In its American ad campaign, Columbia played up the film's sex appeal, depicting Domergue in posters as a Gilda style temptress in a backless satin gown but the actress stays bundled up (complete with scarf) throughout Spin a Dark Web against what were clearly unseasonably frigid temperatures, both on location in London within the walls of Nettleford Studio in Surrey. A decidedly low boil but engaging programmer, Spin a Dark Web will be of value most to those who enjoy seeing British character actors ply their trade, and that number includes Sam Kydd (They Made Me a Fugitive,Passport to Pimlico), Peter Burton (cinema's first "Q" in Dr. No, replaced by Desmond Llewellyn in subsequent James Bond films), and Robert Arden (who went from a plum role in Orson Welles' Mr. Arkadin to the doomed American Ambassador compelled by Satanic forces to blow out his brains at the top of Omen III: The Final Conflict). Spin a Dark Web was photographed by Basil Emmott, a specialist in British "quota quickies" and a DP for the young Michael Powell. Art direction was by Ken Adam, later a celebrity in his own right for his work on Eon Productions' James Bond franchise.

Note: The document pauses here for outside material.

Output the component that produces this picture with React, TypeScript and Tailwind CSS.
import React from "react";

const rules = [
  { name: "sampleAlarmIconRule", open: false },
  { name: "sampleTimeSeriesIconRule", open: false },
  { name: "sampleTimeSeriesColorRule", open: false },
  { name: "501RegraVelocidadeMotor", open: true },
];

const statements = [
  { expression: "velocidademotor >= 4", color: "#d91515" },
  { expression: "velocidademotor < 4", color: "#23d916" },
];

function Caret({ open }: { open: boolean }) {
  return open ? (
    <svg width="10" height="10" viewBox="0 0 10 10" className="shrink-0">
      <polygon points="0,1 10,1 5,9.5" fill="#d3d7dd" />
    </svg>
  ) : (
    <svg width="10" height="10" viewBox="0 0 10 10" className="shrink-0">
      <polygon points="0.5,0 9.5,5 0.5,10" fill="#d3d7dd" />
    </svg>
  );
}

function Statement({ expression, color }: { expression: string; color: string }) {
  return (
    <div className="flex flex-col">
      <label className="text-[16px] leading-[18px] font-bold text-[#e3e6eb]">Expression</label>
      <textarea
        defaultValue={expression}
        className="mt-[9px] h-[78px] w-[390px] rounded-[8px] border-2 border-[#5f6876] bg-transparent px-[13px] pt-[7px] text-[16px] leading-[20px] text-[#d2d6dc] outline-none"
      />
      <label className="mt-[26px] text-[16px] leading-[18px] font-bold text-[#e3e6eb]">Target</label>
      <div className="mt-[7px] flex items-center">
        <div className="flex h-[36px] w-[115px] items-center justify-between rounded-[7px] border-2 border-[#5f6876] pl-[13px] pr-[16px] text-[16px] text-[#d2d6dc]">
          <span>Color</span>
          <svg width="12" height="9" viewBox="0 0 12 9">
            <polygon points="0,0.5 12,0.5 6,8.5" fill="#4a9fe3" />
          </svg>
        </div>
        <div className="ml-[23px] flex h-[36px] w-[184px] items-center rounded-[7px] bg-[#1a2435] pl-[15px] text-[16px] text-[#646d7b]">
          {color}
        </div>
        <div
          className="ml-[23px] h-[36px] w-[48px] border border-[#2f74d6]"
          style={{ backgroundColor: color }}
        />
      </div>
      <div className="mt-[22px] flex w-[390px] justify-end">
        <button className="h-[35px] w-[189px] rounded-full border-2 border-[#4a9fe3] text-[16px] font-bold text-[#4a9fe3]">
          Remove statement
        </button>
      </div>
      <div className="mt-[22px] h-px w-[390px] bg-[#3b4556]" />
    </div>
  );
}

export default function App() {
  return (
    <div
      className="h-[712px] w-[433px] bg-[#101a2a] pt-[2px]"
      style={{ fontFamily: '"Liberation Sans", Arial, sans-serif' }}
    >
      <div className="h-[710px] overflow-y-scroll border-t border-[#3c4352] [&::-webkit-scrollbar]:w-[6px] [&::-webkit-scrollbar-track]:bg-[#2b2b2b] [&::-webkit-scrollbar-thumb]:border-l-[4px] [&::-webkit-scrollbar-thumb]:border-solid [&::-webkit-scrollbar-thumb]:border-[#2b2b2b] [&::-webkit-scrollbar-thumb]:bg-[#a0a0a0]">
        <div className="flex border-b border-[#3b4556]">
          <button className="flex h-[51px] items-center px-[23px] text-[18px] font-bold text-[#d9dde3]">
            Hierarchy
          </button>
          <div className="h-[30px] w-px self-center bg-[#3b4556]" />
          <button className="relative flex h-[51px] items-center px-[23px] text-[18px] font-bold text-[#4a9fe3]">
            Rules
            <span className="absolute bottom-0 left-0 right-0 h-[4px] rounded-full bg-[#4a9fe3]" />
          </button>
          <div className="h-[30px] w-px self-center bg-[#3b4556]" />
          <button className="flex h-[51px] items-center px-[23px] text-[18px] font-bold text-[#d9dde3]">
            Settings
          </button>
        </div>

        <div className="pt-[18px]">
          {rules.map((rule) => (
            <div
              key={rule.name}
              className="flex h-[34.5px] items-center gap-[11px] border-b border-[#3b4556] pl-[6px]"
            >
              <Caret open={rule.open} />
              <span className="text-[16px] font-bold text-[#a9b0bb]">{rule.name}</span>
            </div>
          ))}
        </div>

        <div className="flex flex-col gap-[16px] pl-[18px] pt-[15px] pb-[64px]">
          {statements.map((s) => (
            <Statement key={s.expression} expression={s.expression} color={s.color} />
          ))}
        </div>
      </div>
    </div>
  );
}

Produced under the Sony Pictures Home Entertainment's "Choice Collection" label of films manufactured on demand, Spin a Dark Web looks only so-so. The black and white image is grainy but contrasts are good, leaving the viewer with an overall satisfactory viewing experience of a fairly rare and obscure title. Sound is equally adequate and extras are (as is the custom for DVD-R releases) limited to a 2m 14s theatrical trailer.